#### The exercise
Read the material below and tally how many lines hold the word "page", giving the number and nothing else.

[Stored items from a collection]
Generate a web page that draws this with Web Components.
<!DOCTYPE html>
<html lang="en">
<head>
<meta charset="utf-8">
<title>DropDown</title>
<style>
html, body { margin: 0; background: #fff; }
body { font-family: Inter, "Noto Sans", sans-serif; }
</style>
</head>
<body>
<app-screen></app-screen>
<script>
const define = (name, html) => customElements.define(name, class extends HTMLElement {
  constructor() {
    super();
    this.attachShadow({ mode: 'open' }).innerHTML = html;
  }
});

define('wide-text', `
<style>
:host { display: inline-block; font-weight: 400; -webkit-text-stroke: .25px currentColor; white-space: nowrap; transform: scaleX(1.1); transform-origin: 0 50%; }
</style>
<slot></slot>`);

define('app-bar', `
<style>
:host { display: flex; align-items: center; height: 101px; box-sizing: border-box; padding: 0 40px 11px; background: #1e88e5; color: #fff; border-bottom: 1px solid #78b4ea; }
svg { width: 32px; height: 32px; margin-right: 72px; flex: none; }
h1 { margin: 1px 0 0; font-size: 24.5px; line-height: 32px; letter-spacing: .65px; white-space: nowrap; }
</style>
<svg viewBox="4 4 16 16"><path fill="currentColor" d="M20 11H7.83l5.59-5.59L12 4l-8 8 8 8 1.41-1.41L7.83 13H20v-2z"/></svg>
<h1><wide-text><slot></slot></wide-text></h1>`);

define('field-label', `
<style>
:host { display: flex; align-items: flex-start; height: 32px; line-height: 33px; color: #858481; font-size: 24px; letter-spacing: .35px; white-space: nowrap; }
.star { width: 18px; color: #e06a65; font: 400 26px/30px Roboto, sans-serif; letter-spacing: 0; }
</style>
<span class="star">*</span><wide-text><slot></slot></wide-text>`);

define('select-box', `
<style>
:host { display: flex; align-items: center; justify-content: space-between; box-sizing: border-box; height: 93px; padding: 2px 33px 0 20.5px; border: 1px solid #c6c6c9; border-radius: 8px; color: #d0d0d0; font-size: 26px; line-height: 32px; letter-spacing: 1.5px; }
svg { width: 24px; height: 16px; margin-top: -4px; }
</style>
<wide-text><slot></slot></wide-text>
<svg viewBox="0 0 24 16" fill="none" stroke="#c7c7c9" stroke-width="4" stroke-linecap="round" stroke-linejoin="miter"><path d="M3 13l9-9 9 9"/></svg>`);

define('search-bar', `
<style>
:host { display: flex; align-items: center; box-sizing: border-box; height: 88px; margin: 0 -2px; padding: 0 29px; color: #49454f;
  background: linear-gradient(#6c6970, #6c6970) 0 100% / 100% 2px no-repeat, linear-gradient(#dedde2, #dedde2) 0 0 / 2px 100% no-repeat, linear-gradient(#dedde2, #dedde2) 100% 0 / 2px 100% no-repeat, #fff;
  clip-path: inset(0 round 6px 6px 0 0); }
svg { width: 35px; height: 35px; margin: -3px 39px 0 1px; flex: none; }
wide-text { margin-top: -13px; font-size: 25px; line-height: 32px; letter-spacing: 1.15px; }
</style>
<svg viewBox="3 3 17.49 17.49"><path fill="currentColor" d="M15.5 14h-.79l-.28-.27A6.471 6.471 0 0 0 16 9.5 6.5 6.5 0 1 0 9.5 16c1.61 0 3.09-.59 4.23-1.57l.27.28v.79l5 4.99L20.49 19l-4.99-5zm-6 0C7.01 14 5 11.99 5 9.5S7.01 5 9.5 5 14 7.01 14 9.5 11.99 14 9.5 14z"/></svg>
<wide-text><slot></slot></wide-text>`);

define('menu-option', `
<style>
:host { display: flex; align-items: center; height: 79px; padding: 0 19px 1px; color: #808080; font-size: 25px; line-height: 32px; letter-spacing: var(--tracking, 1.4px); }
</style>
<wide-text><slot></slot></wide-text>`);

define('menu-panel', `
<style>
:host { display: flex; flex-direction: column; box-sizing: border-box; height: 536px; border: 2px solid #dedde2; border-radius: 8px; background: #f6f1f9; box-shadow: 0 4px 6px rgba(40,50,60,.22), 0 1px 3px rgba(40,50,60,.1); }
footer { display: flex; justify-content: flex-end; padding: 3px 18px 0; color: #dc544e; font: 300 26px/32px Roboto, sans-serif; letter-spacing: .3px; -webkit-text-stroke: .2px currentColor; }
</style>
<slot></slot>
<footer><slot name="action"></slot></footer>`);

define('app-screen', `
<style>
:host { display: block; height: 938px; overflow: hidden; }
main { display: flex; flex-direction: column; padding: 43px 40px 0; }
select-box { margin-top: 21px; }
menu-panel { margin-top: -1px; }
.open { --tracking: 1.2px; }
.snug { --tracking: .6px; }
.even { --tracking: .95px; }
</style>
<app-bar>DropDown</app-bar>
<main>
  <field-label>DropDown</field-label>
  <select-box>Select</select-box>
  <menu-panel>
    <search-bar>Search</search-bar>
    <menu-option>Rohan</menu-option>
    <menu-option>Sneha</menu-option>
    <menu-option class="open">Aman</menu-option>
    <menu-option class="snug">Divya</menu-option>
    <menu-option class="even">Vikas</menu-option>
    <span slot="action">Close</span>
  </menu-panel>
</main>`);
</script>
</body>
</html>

* * *

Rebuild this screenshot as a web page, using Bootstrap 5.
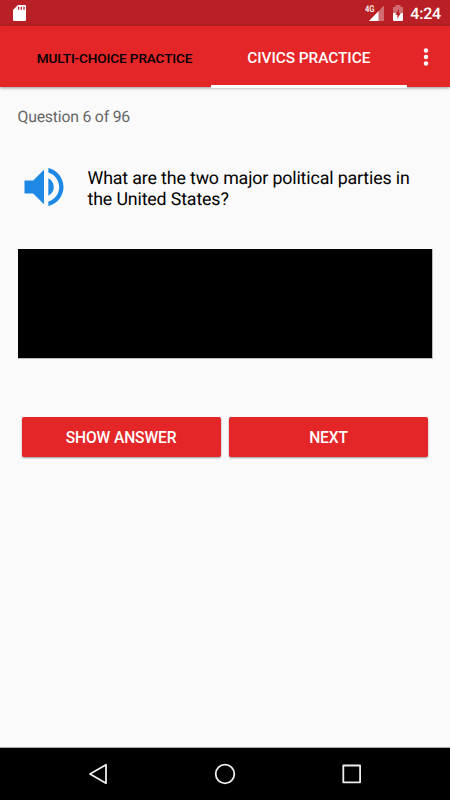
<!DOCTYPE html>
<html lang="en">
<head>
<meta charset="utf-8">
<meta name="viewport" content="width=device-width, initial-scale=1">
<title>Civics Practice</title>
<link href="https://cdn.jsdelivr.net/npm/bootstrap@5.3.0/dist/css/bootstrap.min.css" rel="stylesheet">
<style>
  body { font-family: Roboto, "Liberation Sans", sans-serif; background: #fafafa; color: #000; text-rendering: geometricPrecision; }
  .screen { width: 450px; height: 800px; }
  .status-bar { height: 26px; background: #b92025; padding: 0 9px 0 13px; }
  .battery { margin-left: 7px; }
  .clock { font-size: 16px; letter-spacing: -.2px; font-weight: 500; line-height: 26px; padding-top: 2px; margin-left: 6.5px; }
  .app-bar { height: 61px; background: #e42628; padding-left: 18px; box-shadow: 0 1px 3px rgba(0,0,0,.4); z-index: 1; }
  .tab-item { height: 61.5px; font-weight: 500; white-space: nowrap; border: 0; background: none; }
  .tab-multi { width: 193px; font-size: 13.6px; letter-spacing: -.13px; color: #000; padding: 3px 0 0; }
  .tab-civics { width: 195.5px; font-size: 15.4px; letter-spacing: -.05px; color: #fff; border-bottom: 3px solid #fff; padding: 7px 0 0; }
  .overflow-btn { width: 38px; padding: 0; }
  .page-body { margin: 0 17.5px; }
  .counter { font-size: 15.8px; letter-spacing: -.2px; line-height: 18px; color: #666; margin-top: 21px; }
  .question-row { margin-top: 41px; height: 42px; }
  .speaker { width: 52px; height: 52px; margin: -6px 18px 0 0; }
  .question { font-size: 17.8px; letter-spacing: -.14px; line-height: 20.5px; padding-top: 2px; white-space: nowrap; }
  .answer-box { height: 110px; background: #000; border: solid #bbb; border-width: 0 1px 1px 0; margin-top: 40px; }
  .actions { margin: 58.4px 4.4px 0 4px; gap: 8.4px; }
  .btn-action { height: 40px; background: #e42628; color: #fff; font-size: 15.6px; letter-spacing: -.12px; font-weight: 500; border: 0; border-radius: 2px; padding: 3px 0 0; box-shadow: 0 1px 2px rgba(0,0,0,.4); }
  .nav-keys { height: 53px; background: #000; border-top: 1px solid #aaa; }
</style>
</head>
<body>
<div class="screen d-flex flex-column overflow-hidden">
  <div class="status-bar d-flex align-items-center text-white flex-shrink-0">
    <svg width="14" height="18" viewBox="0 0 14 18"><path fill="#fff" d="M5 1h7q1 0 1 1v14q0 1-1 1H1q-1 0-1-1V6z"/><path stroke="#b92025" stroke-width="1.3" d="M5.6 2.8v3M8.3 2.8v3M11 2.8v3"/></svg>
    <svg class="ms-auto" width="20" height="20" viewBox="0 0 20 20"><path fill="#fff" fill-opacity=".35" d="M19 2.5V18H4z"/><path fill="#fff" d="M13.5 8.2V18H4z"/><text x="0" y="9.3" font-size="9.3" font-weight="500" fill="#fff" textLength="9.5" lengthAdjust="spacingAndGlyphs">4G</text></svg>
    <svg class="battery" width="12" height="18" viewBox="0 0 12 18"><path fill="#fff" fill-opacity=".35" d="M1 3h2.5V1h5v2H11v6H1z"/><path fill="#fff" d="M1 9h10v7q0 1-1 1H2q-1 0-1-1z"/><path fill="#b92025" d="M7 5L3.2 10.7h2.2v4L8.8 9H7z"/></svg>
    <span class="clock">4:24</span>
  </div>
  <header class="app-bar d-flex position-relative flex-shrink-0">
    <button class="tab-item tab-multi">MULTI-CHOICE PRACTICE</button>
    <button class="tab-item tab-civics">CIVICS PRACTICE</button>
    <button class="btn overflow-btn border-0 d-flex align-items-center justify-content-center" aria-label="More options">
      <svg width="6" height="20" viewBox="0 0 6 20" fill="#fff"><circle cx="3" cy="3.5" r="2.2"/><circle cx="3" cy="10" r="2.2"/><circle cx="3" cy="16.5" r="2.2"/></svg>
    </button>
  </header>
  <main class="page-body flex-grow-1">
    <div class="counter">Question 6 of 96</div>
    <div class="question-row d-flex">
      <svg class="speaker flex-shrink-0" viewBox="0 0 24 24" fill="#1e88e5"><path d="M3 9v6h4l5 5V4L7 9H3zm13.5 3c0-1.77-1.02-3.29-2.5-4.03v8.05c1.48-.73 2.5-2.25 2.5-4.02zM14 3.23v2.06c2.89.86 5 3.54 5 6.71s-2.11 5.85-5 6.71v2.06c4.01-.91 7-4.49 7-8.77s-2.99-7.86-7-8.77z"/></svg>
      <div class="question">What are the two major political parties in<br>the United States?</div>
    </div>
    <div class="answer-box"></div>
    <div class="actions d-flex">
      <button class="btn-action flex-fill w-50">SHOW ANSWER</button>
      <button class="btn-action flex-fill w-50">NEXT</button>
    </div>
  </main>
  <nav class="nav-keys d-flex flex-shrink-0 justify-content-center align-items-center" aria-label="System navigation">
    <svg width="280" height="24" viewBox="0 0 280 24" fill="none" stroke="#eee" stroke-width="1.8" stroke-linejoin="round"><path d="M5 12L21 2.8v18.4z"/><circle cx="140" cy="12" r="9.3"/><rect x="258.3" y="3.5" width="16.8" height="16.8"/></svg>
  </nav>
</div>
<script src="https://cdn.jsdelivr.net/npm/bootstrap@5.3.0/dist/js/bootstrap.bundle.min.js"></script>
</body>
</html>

#### Task response
4